Fottere è meglio che comandare




  Non dovrei cercare le bianche pagine solo quando non riesco più a trattenere il silenzioso grido che risuona, potente, tra le mie cavità.
Riuscire ad esprimere la positività è un interessante gioco al quale ho cercato, senza successo, di prendere parte sei anni fa.
E adesso, sulla scia del ricordo, lascio morire il presente.

  Con disarmante docilità mi piego all'altrui volere, senza fiatare, senza urlare. Ancora non ho imparato a non piangere ma, statene certi, arriverà la siccità.

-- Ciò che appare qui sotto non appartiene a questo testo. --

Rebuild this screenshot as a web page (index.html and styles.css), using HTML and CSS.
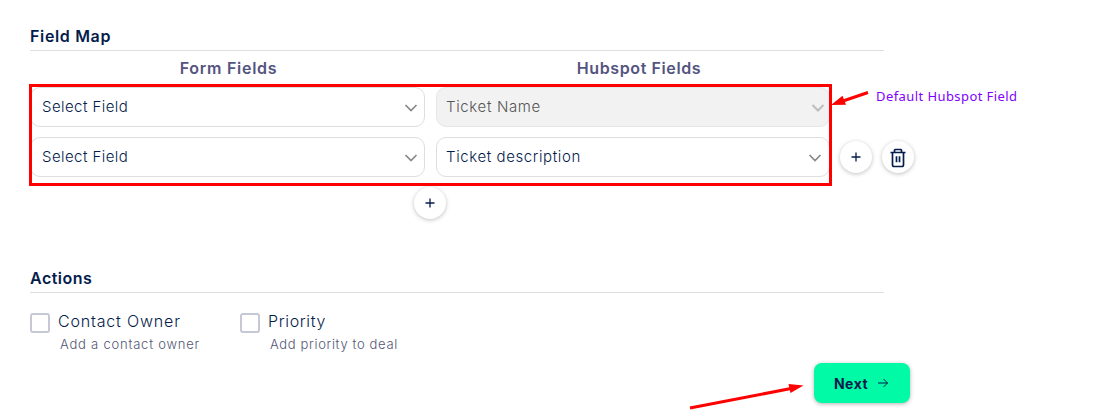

  Il flusso delle cose cammina sulla mia vita, liberando meschinità assortite, amplificando la grettezza dei finti sentimenti, mortificando la Verità, l'Amore, la Sincerità.

  Non approvo la presenza che gravita attorno alla mia vita; nulla fuorché il suo passato.
Non c'è un piccolo gesto, un pensiero cortese, una traccia vivida sulla cui base scavare alla ricerca delle rovine, del tesoro nascosto, della trascorsa gioia di vivere.

Poi, ricordo. Scruto la memoria e, insieme, la cronologia. Non trovo nulla. Allora, cerco, velocemente, sul web.

Trovo. Dimentico la siccità.

 E i problemi, fisici e sentimentali, le notti trascorse a pensare e scrivere, le interminabili discussioni, le opinioni degli altri, l'assenza, la distanza, l'aggressività, tutto trova risposta alla fine di questo articolo:

Un detto mafioso che tutti conoscono dice « cumannari è megghiu ca futtiri (comandare è meglio che fottere) ». Per una persona in gamba e per bene, no. Per un politico è esattamente così. Mauro Gargaglione

Per una persona in gamba e perbène, no.